The last few articles have focused on three methods for avoiding going to court during your Oregon divorce. We have taken a more in depth look at both uncontested divorce and mediation as non-court solutions to divorce in the last two articles. This week we will look at negotiation as a way to avoid Oregon divorce court. At Brasier Law we have found negotiation to the an extremely important method for creating a successful resolution to a divorce case.
Probably the most important thing to look for when finding a family law attorney is to find a good negotiator. Some attorneys are stronger as a litigator, some as a negotiator, and others have a different skill set entirely. When you search for a lawyer, find someone whose skill set runs closer to a negotiator.

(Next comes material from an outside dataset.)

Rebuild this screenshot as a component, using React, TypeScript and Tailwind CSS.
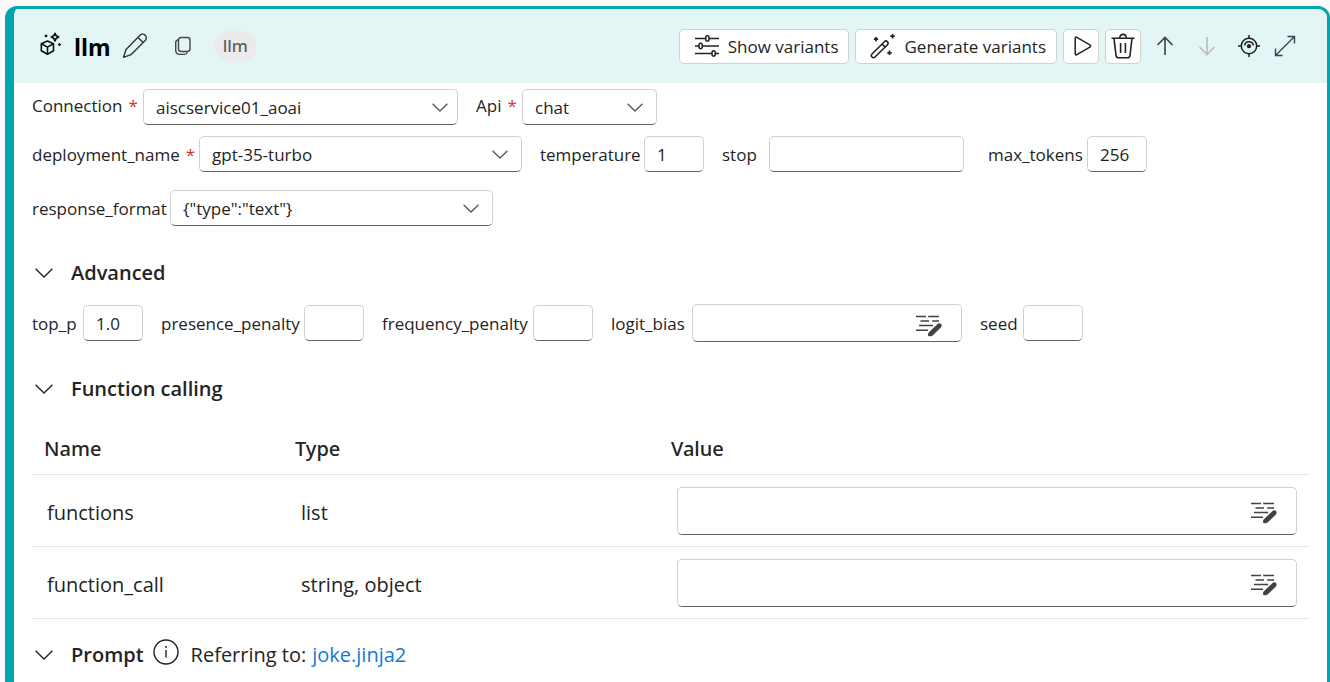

The reason for this is that it is almost always a good idea to avoid going to trial. Many people dream of their day in court as some glorious moment where they will finally win, showing their spouse to be the pain in the butt they have known them to be, but that isn’t how trial goes. Trial is all about rules and procedures, where almost nobody walks away happy. Judges are ill fitted to make decisions about custody, parenting time, and money stuff, not because of any lack of competency on their part, but because their hands are usually constrained by legal precedents and formalities. If at all possible, it is best for you to be able to work out a plan with the other party that both of you can live with, rather than relying on the judge being on your side in a formal trial.
How Can You Interview a Divorce Attorney to Find One that Strives to Use Negotiation?
Negotiating a resolution to a case is a skill that is critical to settling custody cases. Most divorce or custody cases are resolved by an agreement being reached before trial, so be sure you find an attorney who understands the art of negotiations, and can be well suited to help you resolve your case without the nasty day spent throwing mud at each other in a courtroom. When you call to consult with lawyers over the phone, ask them questions about their negotiation style, and how they view the benefits of negotiation versus trial to get a sense of their personality before you choose who to hire. You can find more information about looking for the right fit in an attorney in our article: Three Things to Look for in a Divorce or Custody Attorney. We generally think it is a good idea to talk with three attorney’s to make sure you have the best fit and are confident in the advice you will receive, as this is an important part of making negotiation successful.
We hope that the last few weeks have given you a good look at some ways that you can successfully find non-court solutions to your divorce or custody case in Oregon.